Chagan's work made up of miniature terracotta bricks shows the influence of graffiti or mural ads. The artificialness of the discovered materials and the fluid form of hard, solid objects such as bricks create a fascinating illusion for viewers.
Awartani’s installation and video are among the most striking works of the exhibition. Created in a vacant house in one of the old neighborhoods of Jeddah, where the artist's grandparents once lived, the installation shows Awartani covering the floors of the house with sand in a manner reminiscent of old Arabic houses while using the geometrical tile forms in traditional Islamic art. Once this difficult process was complete, she begins sweeping the floors in symbolic reference to the destruction of cultural heritage.
The links between home, cultural identity and Islamic geometry are even more pronounced in the works of Abbas. The geometrical patterns the artist creates using two kinds of marble with different colors are reminiscent of floor tiles used in homes as well as the marginal ornamentations in miniatures. The choice of materials like marble and sand goes hand in hand with the feeling of belonging and the desire to reinforce memories she does not want to lose.
The works of Pouyan, meanwhile, explore spaces, using culture to focus on fundamental concepts such as power, tyranny and sovereignty. His inspiration comes from Persian miniatures, and the artist makes references to Sumerian, Babylonian, Persian and Indian cultures. One of two Persian miniature artists in the exhibition, the artist removes all figures from the surface of the miniature and enables the viewer to look at spaces that have become divorced from the narrative.

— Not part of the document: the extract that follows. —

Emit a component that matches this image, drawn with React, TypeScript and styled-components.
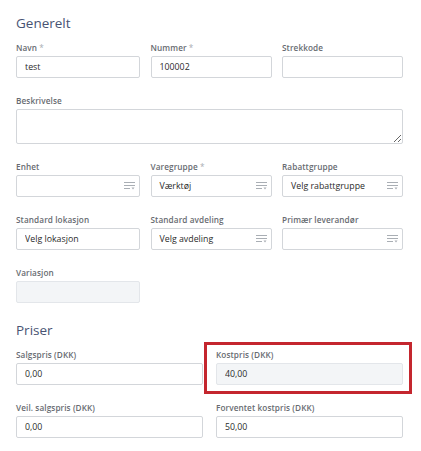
import React from "react";
import styled, { createGlobalStyle } from "styled-components";

const GlobalStyle = createGlobalStyle`
  html, body {
    margin: 0;
    padding: 0;
    background: #ffffff;
  }
  body {
    font-family: "Open Sans", "Noto Sans", "Liberation Sans", sans-serif;
    color: #333333;
  }
  * { box-sizing: border-box; }
`;

const Page = styled.div`
  width: 421px;
  padding: 15px 18px 0 16px;
`;

const SectionTitle = styled.h2<{ $top?: number }>`
  margin: ${(p) => p.$top ?? 0}px 0 12px 0;
  font-size: 13.5px;
  line-height: 16px;
  font-weight: 400;
  color: #485373;
`;

const Grid = styled.div<{ $cols: number; $gap: number }>`
  display: grid;
  grid-template-columns: repeat(${(p) => p.$cols}, 1fr);
  column-gap: ${(p) => p.$gap}px;
  row-gap: 18px;
`;

const Field = styled.div<{ $span?: number }>`
  position: relative;
  display: flex;
  flex-direction: column;
  gap: 3px;
  grid-column: span ${(p) => p.$span ?? 1};
`;

const Label = styled.label`
  font-size: 8.2px;
  line-height: 10px;
  font-weight: 600;
  color: #676b71;
  letter-spacing: 0.1px;
  white-space: nowrap;
`;

const Req = styled.span`
  color: #a9adb3;
  font-weight: 400;
`;

const TextInput = styled.input<{ $muted?: boolean; $width?: number }>`
  display: block;
  width: ${(p) => (p.$width ? `${p.$width}px` : "100%")};
  height: 22px;
  margin: 0;
  padding: 0 8px;
  border: 1px solid ${(p) => (p.$muted ? "#e3e6ea" : "#d3d6da")};
  border-radius: 2px;
  background: ${(p) => (p.$muted ? "#f3f5f7" : "#ffffff")};
  font-family: inherit;
  font-size: 8.8px;
  color: #2b2b2b;
  outline: none;
`;

const TextArea = styled.textarea`
  display: block;
  width: 100%;
  height: 35px;
  margin: 0;
  padding: 4px 8px;
  border: 1px solid #d3d6da;
  border-radius: 2px;
  background: #ffffff;
  font-family: inherit;
  font-size: 8.8px;
  resize: vertical;
  outline: none;
`;

const SelectBox = styled.div`
  display: flex;
  align-items: center;
  justify-content: space-between;
  height: 22px;
  padding: 0 4px 0 8px;
  border: 1px solid #d3d6da;
  border-radius: 2px;
  background: #ffffff;
  font-size: 8.8px;
  color: #2b2b2b;
`;

const SelectValue = styled.span`
  white-space: nowrap;
`;

const Annotation = styled.div`
  position: absolute;
  left: -12px;
  right: -9px;
  top: -8px;
  bottom: -9px;
  border: 3px solid #c4262e;
  pointer-events: none;
`;

const ListIcon = () => (
  <svg width="11" height="8" viewBox="0 0 11 8" aria-hidden="true">
    <g stroke="#a9aeb4" strokeWidth="1" fill="none">
      <line x1="0" y1="0.5" x2="11" y2="0.5" />
      <line x1="0" y1="3.5" x2="11" y2="3.5" />
      <line x1="0" y1="6.5" x2="6" y2="6.5" />
    </g>
    <path d="M7.5 5.5 H10.5 L9 7.5 Z" fill="#a9aeb4" />
  </svg>
);

const Select = ({ value }: { value?: string }) => (
  <SelectBox>
    <SelectValue>{value ?? ""}</SelectValue>
    <ListIcon />
  </SelectBox>
);

const LabelText = ({ text, required }: { text: string; required?: boolean }) => (
  <Label>
    {text}
    {required && <Req> *</Req>}
  </Label>
);

export default function App() {
  return (
    <>
      <GlobalStyle />
      <Page>
        <SectionTitle>Generelt</SectionTitle>
        <Grid $cols={3} $gap={10.5}>
          <Field>
            <LabelText text="Navn" required />
            <TextInput readOnly defaultValue="test" />
          </Field>
          <Field>
            <LabelText text="Nummer" required />
            <TextInput readOnly defaultValue="100002" />
          </Field>
          <Field>
            <LabelText text="Strekkode" />
            <TextInput readOnly defaultValue="" />
          </Field>

          <Field $span={3}>
            <LabelText text="Beskrivelse" />
            <TextArea readOnly defaultValue="" />
          </Field>

          <Field>
            <LabelText text="Enhet" />
            <Select />
          </Field>
          <Field>
            <LabelText text="Varegruppe" required />
            <Select value="Værktøj" />
          </Field>
          <Field>
            <LabelText text="Rabattgruppe" />
            <Select value="Velg rabattgruppe" />
          </Field>

          <Field>
            <LabelText text="Standard lokasjon" />
            <TextInput readOnly defaultValue="Velg lokasjon" />
          </Field>
          <Field>
            <LabelText text="Standard avdeling" />
            <Select value="Velg avdeling" />
          </Field>
          <Field>
            <LabelText text="Primær leverandør" />
            <Select />
          </Field>

          <Field>
            <LabelText text="Variasjon" />
            <TextInput readOnly defaultValue="" $muted $width={124} />
          </Field>
        </Grid>

        <SectionTitle $top={19}>Priser</SectionTitle>
        <Grid $cols={2} $gap={13}>
          <Field>
            <LabelText text="Salgspris (DKK)" />
            <TextInput readOnly defaultValue="0,00" />
          </Field>
          <Field>
            <LabelText text="Kostpris (DKK)" />
            <TextInput readOnly defaultValue="40,00" $muted />
            <Annotation />
          </Field>
          <Field>
            <LabelText text="Veil. salgspris (DKK)" />
            <TextInput readOnly defaultValue="0,00" />
          </Field>
          <Field>
            <LabelText text="Forventet kostpris (DKK)" />
            <TextInput readOnly defaultValue="50,00" />
          </Field>
        </Grid>
      </Page>
    </>
  );
}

For this exhibition, Pouyan has removed all the figures from a scene titled “Reception Ceremony of Elkas Mirza in the Süleymanname,” a book of Ottoman miniatures in the Topkapı Palace collection narrating the life of Suleiman I, aka Suleiman the Magnificent.
With works that will attract the attention of both traditional and contemporary art lovers, “Miniature 2.0: Miniature in Contemporary Art” exhibition can be seen at the Pera Museum until Jan. 17, 2021.